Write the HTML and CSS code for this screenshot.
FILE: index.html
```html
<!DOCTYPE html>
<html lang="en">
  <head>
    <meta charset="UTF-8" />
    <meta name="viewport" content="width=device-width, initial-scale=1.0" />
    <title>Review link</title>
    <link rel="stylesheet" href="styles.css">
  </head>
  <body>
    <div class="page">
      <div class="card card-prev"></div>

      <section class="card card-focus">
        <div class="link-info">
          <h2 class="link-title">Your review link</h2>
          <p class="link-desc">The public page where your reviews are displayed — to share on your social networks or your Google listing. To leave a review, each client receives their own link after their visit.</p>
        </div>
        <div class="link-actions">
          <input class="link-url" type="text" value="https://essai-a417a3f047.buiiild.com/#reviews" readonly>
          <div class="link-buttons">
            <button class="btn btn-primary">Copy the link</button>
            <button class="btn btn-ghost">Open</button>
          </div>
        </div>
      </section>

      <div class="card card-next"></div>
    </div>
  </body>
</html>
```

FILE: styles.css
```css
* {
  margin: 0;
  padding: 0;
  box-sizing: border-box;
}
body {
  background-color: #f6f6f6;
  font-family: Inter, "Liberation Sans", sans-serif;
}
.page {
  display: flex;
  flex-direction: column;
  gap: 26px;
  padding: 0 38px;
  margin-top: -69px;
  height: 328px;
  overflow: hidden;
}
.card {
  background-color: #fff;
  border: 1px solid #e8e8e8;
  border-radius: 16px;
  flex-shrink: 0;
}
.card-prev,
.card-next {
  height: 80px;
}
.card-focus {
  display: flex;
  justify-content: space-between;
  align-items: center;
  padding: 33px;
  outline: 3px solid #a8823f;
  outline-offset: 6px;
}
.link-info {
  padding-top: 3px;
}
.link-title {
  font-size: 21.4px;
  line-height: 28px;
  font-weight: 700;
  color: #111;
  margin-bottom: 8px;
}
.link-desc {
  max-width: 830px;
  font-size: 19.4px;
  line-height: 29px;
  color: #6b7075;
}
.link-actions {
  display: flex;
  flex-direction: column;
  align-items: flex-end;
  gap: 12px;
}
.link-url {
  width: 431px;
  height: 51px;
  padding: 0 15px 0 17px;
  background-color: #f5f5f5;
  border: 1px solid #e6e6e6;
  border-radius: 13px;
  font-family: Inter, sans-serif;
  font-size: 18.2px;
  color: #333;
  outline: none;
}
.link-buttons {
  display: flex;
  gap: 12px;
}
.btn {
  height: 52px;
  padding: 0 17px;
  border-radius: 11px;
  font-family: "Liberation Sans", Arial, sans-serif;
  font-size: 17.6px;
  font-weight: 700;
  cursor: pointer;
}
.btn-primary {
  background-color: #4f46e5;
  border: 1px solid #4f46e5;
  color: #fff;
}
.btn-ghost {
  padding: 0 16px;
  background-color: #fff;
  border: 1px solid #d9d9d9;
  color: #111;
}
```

§ §

Directive: Write out the data again, exactly and in full.

Output of the exercise:
Write the HTML and CSS code for this screenshot.
FILE: index.html
```html
<!DOCTYPE html>
<html lang="en">
  <head>
    <meta charset="UTF-8" />
    <meta name="viewport" content="width=device-width, initial-scale=1.0" />
    <title>Review link</title>
    <link rel="stylesheet" href="styles.css">
  </head>
  <body>
    <div class="page">
      <div class="card card-prev"></div>

      <section class="card card-focus">
        <div class="link-info">
          <h2 class="link-title">Your review link</h2>
          <p class="link-desc">The public page where your reviews are displayed — to share on your social networks or your Google listing. To leave a review, each client receives their own link after their visit.</p>
        </div>
        <div class="link-actions">
          <input class="link-url" type="text" value="https://essai-a417a3f047.buiiild.com/#reviews" readonly>
          <div class="link-buttons">
            <button class="btn btn-primary">Copy the link</button>
            <button class="btn btn-ghost">Open</button>
          </div>
        </div>
      </section>

      <div class="card card-next"></div>
    </div>
  </body>
</html>
```

FILE: styles.css
```css
* {
  margin: 0;
  padding: 0;
  box-sizing: border-box;
}
body {
  background-color: #f6f6f6;
  font-family: Inter, "Liberation Sans", sans-serif;
}
.page {
  display: flex;
  flex-direction: column;
  gap: 26px;
  padding: 0 38px;
  margin-top: -69px;
  height: 328px;
  overflow: hidden;
}
.card {
  background-color: #fff;
  border: 1px solid #e8e8e8;
  border-radius: 16px;
  flex-shrink: 0;
}
.card-prev,
.card-next {
  height: 80px;
}
.card-focus {
  display: flex;
  justify-content: space-between;
  align-items: center;
  padding: 33px;
  outline: 3px solid #a8823f;
  outline-offset: 6px;
}
.link-info {
  padding-top: 3px;
}
.link-title {
  font-size: 21.4px;
  line-height: 28px;
  font-weight: 700;
  color: #111;
  margin-bottom: 8px;
}
.link-desc {
  max-width: 830px;
  font-size: 19.4px;
  line-height: 29px;
  color: #6b7075;
}
.link-actions {
  display: flex;
  flex-direction: column;
  align-items: flex-end;
  gap: 12px;
}
.link-url {
  width: 431px;
  height: 51px;
  padding: 0 15px 0 17px;
  background-color: #f5f5f5;
  border: 1px solid #e6e6e6;
  border-radius: 13px;
  font-family: Inter, sans-serif;
  font-size: 18.2px;
  color: #333;
  outline: none;
}
.link-buttons {
  display: flex;
  gap: 12px;
}
.btn {
  height: 52px;
  padding: 0 17px;
  border-radius: 11px;
  font-family: "Liberation Sans", Arial, sans-serif;
  font-size: 17.6px;
  font-weight: 700;
  cursor: pointer;
}
.btn-primary {
  background-color: #4f46e5;
  border: 1px solid #4f46e5;
  color: #fff;
}
.btn-ghost {
  padding: 0 16px;
  background-color: #fff;
  border: 1px solid #d9d9d9;
  color: #111;
}
```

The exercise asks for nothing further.